:: WRITTEN TASK ::
Tally the lines below that contain the word "this", and give only that number.

Dataset records:
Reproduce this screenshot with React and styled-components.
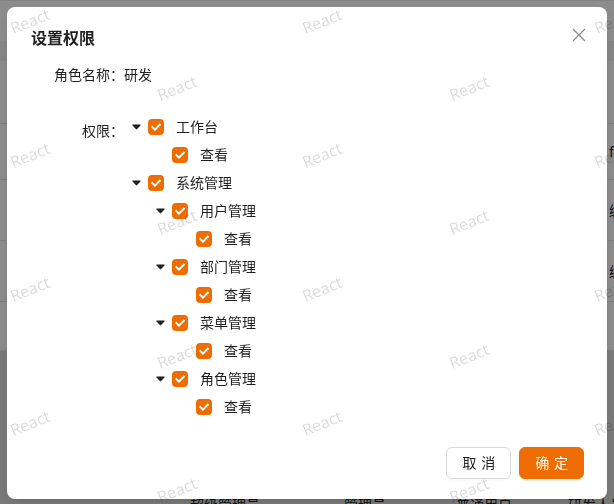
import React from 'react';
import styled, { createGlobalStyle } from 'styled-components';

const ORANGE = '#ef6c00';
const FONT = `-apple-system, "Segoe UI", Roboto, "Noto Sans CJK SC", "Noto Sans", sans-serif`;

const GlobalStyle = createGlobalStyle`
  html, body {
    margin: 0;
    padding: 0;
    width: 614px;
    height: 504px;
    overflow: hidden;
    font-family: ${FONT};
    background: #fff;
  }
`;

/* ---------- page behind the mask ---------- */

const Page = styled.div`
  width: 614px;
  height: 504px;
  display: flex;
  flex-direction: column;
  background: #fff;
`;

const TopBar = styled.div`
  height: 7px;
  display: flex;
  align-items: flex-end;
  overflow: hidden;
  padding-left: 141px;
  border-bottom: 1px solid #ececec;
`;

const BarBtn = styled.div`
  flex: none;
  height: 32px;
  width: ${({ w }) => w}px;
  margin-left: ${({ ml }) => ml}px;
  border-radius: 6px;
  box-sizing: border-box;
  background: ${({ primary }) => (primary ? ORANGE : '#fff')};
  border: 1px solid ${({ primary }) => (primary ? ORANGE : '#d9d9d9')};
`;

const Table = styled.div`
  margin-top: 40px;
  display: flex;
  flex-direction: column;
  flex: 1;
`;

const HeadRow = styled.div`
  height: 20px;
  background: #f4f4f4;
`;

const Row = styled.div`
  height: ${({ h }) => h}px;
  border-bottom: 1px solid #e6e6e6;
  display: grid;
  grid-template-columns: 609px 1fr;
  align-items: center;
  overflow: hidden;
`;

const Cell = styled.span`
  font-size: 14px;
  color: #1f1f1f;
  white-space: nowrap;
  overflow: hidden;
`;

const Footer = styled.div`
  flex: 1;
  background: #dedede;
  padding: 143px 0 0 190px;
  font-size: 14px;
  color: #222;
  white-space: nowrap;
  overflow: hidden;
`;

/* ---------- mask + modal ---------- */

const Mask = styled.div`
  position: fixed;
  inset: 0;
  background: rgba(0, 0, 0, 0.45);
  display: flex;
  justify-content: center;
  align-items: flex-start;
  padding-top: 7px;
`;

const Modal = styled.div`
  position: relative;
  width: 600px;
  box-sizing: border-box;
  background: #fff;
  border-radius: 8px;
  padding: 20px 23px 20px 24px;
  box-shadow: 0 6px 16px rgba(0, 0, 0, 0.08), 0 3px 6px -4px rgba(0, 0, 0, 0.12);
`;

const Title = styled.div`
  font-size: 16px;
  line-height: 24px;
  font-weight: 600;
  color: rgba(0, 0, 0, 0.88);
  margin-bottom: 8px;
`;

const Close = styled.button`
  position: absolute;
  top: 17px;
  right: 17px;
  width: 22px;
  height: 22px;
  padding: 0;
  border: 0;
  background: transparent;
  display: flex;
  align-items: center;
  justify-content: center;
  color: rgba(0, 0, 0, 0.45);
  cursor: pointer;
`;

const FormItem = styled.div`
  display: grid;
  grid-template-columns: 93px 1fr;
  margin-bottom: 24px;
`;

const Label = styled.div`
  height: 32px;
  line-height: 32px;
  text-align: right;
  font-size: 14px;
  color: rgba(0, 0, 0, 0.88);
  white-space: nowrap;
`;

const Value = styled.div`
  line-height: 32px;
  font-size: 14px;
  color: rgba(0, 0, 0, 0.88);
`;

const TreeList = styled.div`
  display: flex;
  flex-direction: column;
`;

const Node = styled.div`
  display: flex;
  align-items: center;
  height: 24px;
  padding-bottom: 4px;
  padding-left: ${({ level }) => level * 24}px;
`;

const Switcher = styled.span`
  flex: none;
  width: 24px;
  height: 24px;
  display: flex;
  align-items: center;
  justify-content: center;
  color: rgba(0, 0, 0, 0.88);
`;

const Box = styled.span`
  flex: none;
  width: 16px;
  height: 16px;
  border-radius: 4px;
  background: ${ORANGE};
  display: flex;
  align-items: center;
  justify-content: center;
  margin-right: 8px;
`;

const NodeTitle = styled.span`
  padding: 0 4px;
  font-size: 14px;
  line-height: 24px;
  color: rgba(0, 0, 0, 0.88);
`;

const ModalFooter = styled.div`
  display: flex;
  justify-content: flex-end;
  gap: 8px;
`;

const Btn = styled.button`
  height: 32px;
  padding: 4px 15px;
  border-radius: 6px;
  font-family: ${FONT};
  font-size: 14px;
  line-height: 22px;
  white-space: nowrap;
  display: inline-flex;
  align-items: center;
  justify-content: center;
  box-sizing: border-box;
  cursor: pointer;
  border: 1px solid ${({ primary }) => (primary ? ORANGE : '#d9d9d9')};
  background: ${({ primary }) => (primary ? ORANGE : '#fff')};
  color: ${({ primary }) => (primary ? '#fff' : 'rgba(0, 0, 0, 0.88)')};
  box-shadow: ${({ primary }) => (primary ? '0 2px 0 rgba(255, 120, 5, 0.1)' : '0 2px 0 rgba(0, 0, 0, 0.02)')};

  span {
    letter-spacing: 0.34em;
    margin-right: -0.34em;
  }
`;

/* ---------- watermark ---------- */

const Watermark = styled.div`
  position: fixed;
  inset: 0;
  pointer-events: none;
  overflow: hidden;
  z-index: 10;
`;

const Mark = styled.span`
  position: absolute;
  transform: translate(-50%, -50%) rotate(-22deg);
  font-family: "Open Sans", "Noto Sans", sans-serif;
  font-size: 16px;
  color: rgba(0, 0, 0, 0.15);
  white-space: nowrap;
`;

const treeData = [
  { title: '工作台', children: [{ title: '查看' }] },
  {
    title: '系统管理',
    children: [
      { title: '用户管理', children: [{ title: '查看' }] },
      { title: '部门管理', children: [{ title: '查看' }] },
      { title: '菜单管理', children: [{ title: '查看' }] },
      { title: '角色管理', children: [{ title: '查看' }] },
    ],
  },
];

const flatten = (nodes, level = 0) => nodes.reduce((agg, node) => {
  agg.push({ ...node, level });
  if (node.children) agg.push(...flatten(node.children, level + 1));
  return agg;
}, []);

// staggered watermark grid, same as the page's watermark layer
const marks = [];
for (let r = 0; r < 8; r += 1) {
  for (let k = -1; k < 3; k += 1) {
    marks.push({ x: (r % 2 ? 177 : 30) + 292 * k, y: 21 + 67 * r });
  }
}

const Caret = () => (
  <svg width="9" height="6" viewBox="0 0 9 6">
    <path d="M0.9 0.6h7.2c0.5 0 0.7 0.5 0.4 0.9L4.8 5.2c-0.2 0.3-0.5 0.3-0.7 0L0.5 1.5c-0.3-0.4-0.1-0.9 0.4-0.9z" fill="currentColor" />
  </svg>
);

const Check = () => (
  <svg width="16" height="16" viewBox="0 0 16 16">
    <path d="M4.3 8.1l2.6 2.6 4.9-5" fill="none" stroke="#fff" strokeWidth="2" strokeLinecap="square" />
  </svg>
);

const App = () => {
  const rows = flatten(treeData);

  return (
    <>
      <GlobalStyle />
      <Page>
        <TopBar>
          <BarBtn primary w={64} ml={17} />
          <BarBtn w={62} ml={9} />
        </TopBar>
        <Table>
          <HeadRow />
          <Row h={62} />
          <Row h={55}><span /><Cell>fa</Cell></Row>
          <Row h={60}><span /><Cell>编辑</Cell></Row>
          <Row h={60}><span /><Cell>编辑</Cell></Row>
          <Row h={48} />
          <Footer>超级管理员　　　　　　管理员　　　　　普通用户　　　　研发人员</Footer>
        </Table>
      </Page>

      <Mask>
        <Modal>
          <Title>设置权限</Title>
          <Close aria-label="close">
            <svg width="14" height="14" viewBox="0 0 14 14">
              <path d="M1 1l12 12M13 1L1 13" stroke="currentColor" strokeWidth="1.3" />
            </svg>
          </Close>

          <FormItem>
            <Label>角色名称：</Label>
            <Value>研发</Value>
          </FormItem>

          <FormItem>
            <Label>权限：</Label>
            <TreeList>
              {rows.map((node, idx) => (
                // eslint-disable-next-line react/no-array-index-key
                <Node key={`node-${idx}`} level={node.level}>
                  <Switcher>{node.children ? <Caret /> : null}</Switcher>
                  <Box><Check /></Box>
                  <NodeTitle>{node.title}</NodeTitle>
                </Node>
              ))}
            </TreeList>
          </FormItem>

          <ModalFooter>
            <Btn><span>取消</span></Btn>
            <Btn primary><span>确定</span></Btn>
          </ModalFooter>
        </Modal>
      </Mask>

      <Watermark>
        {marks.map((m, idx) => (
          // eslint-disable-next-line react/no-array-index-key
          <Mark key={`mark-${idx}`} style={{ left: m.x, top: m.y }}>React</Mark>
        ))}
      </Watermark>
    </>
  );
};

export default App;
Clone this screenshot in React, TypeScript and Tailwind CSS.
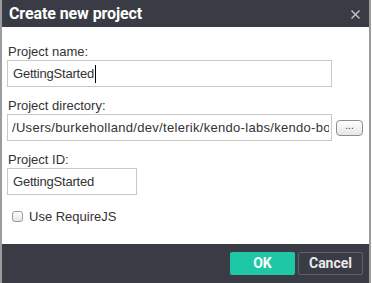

:: WORKED SOLUTION ::
2